Thursday, June 16, 2005

Disturbing troop activity in Monrovia

The Liberian Observer has reported some disturbing activity in the capital Monrovia.

As the process of restructuring the Armed Forces of Liberia (AFL) was expected to begin today, June 2005 with the commencement of the payment to "war recruits" and "regular AFL personnel", more than one thousand aggrieved AFL personnel, Tuesday, went amok barricading the Ministry of Defense in demand for salary arrears and resettlement benefits from government before the process commences.

Angry AFL soldiers had earlier blocked the entrance to the Defense Ministry and set up road blocks in the streets preventing officials of the Ministry from leaving their offices sending waves of confusion across Monrovia.

The Defense Ministry chief of staff assured soldiers that they would receive checks, but insisted that their ministry was not responsable for the payments.

Yet Defense Minister Daniel Chea, who was one of the world's great comic Orwellian spokesmen when he served at the same post under Charles Taylor's dictatorship, sang a different tune. "There is no money in this ministry. We have to restructure this army. That's the bottom line. You can see the problem we're going to have if we don't restructure this army."

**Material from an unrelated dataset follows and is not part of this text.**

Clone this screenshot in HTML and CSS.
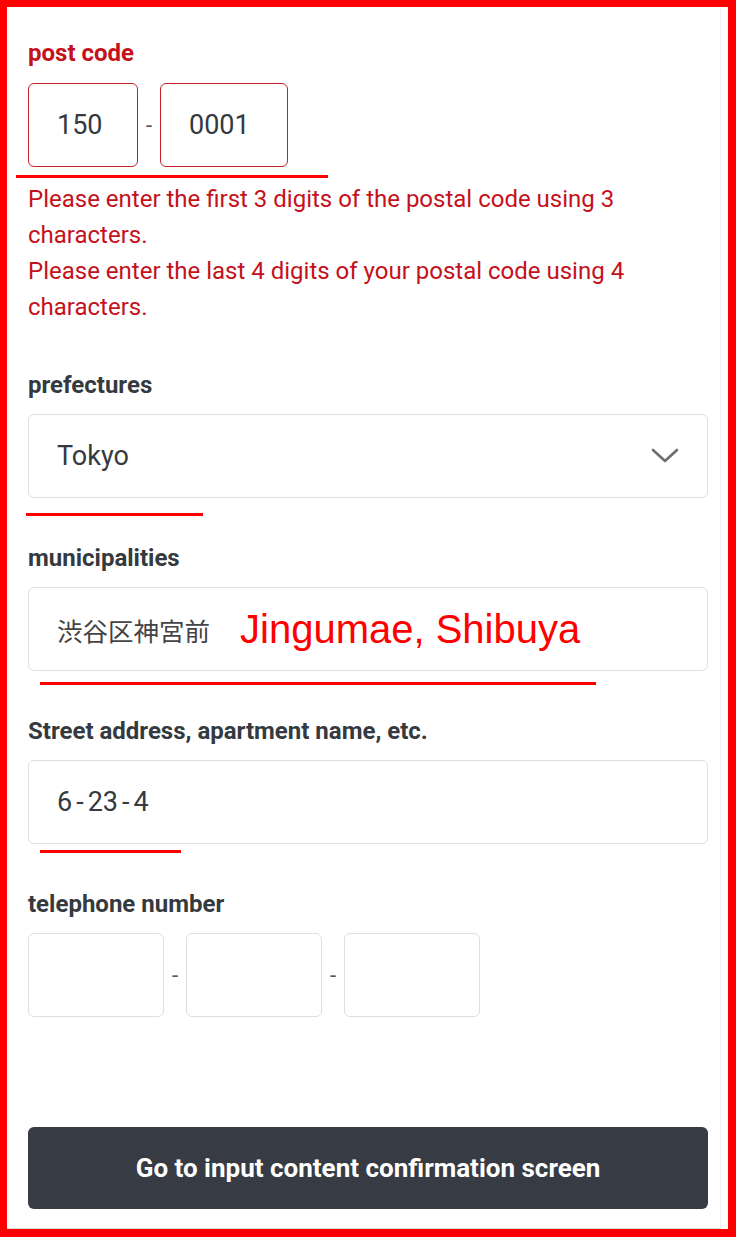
FILE: index.html
```html
<!DOCTYPE html>
<html lang="ja">

<head>
    <meta charset="UTF-8">
    <meta name="viewport" content="width=device-width, initial-scale=1.0">
    <title>Address</title>
    <link rel="stylesheet" href="styles.css">
</head>

<body>
    <div class="frame">
        <main class="page">
            <form class="address-form">
                <!-- post code -->
                <div class="field field-postal">
                    <div class="label label-error">post code</div>
                    <div class="split">
                        <div class="box box-error box-zip1">150</div>
                        <span class="dash">-</span>
                        <div class="box box-error box-zip2">0001</div>
                    </div>
                    <div class="error-msg">
                        <p>Please enter the first 3 digits of the postal code using 3 characters.</p>
                        <p>Please enter the last 4 digits of your postal code using 4 characters.</p>
                    </div>
                </div>

                <div class="field">
                    <div class="label">prefectures</div>
                    <div class="box box-select">
                        <span>Tokyo</span>
                        <svg class="chevron" width="28" height="16" viewBox="0 0 28 16">
                            <path d="M2 2 L14 13 L26 2" fill="none" stroke="#6b6e72" stroke-width="2.6" stroke-linecap="round" stroke-linejoin="round"/>
                        </svg>
                    </div>
                </div>

                <div class="field">
                    <div class="label">municipalities</div>
                    <div class="box">
                        <span class="jp">渋谷区神宮前</span>
                        <span class="note">Jingumae, Shibuya</span>
                    </div>
                </div>

                <div class="field">
                    <div class="label">Street address, apartment name, etc.</div>
                    <div class="box">6<span class="hy">-</span>23<span class="hy">-</span>4</div>
                </div>

                <div class="field field-last">
                    <div class="label">telephone number</div>
                    <div class="split">
                        <div class="box box-tel"></div>
                        <span class="dash">-</span>
                        <div class="box box-tel"></div>
                        <span class="dash">-</span>
                        <div class="box box-tel"></div>
                    </div>
                </div>
            </form>

            <div class="actions">
                <button type="button" class="btn">Go to input content confirmation screen</button>
            </div>
        </main>

        <!-- red marks drawn over the screenshot -->
        <span class="mark mark-postal"></span>
        <span class="mark mark-pref"></span>
        <span class="mark mark-city"></span>
        <span class="mark mark-street"></span>
    </div>
</body>

</html>
```

FILE: styles.css
```css
/* Reset dasar */
body {
    margin: 0;
    font-family: Roboto, "Noto Sans", Arial, sans-serif;
    background: white;
    color: #343a40;
}

.frame {
    position: relative;
    height: 1237px;
    box-sizing: border-box;
    border-style: solid;
    border-color: #ff0000;
    border-width: 7px 8px 8px 7px;
}

.page {
    width: 714px;
    height: 100%;
    box-sizing: border-box;
    padding: 32px 12px 0 21px;
    border-right: 1px solid #f1f1f1;
    border-bottom: 1px solid #dcdcdc;
}

.field {
    margin-bottom: 46px;
}

.field-last {
    margin-bottom: 0;
}

.label {
    font-size: 24px;
    font-weight: bold;
    line-height: 28px;
    color: #343a40;
    margin-bottom: 15px;
}

.label-error {
    color: #c4111b;
    margin-bottom: 16px;
}

.split {
    display: flex;
    align-items: center;
}

.dash {
    width: 22px;
    text-align: center;
    font-size: 22px;
    color: #555;
}

.box {
    display: flex;
    align-items: center;
    height: 84px;
    box-sizing: border-box;
    padding: 0 28px;
    border: 1.5px solid #dedede;
    border-radius: 6px;
    font-size: 27px;
    color: #343a40;
    background: white;
}

.box-error {
    border-color: #c4202a;
}

.box-zip1 {
    width: 110px;
}

.box-zip2 {
    width: 128px;
}

.box-tel {
    width: 136px;
}

.hy {
    margin: 0 4px;
}

.box-select {
    justify-content: space-between;
}

.jp {
    font-family: "Noto Sans CJK JP", sans-serif;
    font-size: 25.5px;
    color: #444;
}

.note {
    margin-left: 30px;
    font-family: "Liberation Sans", Arial, sans-serif;
    font-size: 40px;
    color: #ff0000;
}

.error-msg {
    margin-top: 14px;
    color: #c4111b;
    font-size: 24px;
    line-height: 36px;
}

.error-msg p {
    margin: 0;
    width: 640px;
}

.actions {
    margin-top: 110px;
}

.btn {
    display: block;
    width: 100%;
    height: 82px;
    border: none;
    border-radius: 6px;
    background: #373b43;
    color: white;
    font-family: Roboto, Arial, sans-serif;
    font-size: 26px;
    font-weight: bold;
}

.mark {
    position: absolute;
    height: 3px;
    background: #ff0000;
}

.mark-postal {
    left: 9px;
    top: 168px;
    width: 312px;
}

.mark-pref {
    left: 19px;
    top: 506px;
    width: 177px;
}

.mark-city {
    left: 33px;
    top: 675px;
    width: 556px;
}

.mark-street {
    left: 33px;
    top: 843px;
    width: 141px;
}
```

One of the most important principles to remember if you're an African government is this: if you pay no one else, pay the guys with the guns. The basic principle has been forgotten or ignored not only by civilian leaders (like Central African Republic's Ange-Félix Patassé) but even by military men like Zaire's Mobutu Sese Seko and Guinea-Bissau's Nino Vieria. And the latter two regimes were seriously damaged, if not overthrown, despite being far more entrenched in power than Liberia's transitional government.